The Future of LiDAR Topographic Mapping
LiDAR is evolving rapidly, and its future promises even greater possibilities for 3D mapping. Miniaturized sensors are making their way onto drones, reducing costs and expanding access. Self-driving cars are pushing the technology forward, spurring innovations in real-time processing and compact sensors. Space agencies are developing satellite-based LiDAR missions capable of scanning entire continents, delivering elevation data with global consistency. Advances in machine learning are automating the classification of LiDAR point clouds, accelerating the transformation from raw data to finished maps.
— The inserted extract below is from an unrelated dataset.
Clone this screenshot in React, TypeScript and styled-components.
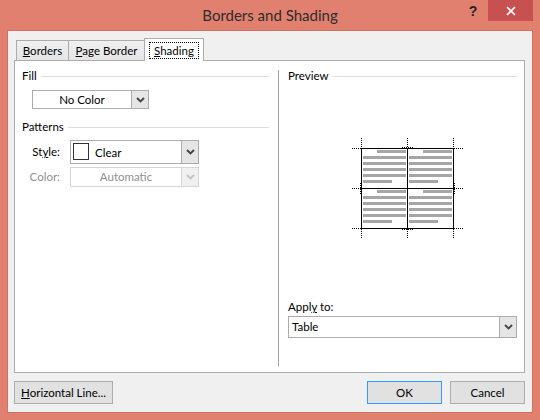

Combined with virtual reality and augmented reality, these maps may soon allow users to step directly into 3D representations of terrain, navigating landscapes from their living rooms. The evolution of LiDAR ensures that ultra-detailed topographic maps will not only become more accurate but also more immersive and accessible to everyone.
A New Dimension in Understanding Landscapes
LiDAR has redefined what it means to map the Earth. By replacing approximations with precision and offering a view beneath the visible, it has opened a new dimension in cartography. Ultra-detailed 3D topographic maps are no longer just reference tools but windows into the hidden stories of terrain, ecology, and human history. They help us prepare for natural hazards, protect ecosystems, uncover ancient civilizations, and explore landscapes with clarity once thought impossible. While challenges of cost, complexity, and processing remain, the trajectory of technology points to a future where LiDAR-based mapping becomes standard. In this light, LiDAR is more than just a tool—it is a revolution in how we perceive and interact with the world around us. By capturing landscapes in beams of light, it allows us to read the Earth in ways that are both scientific and profoundly human.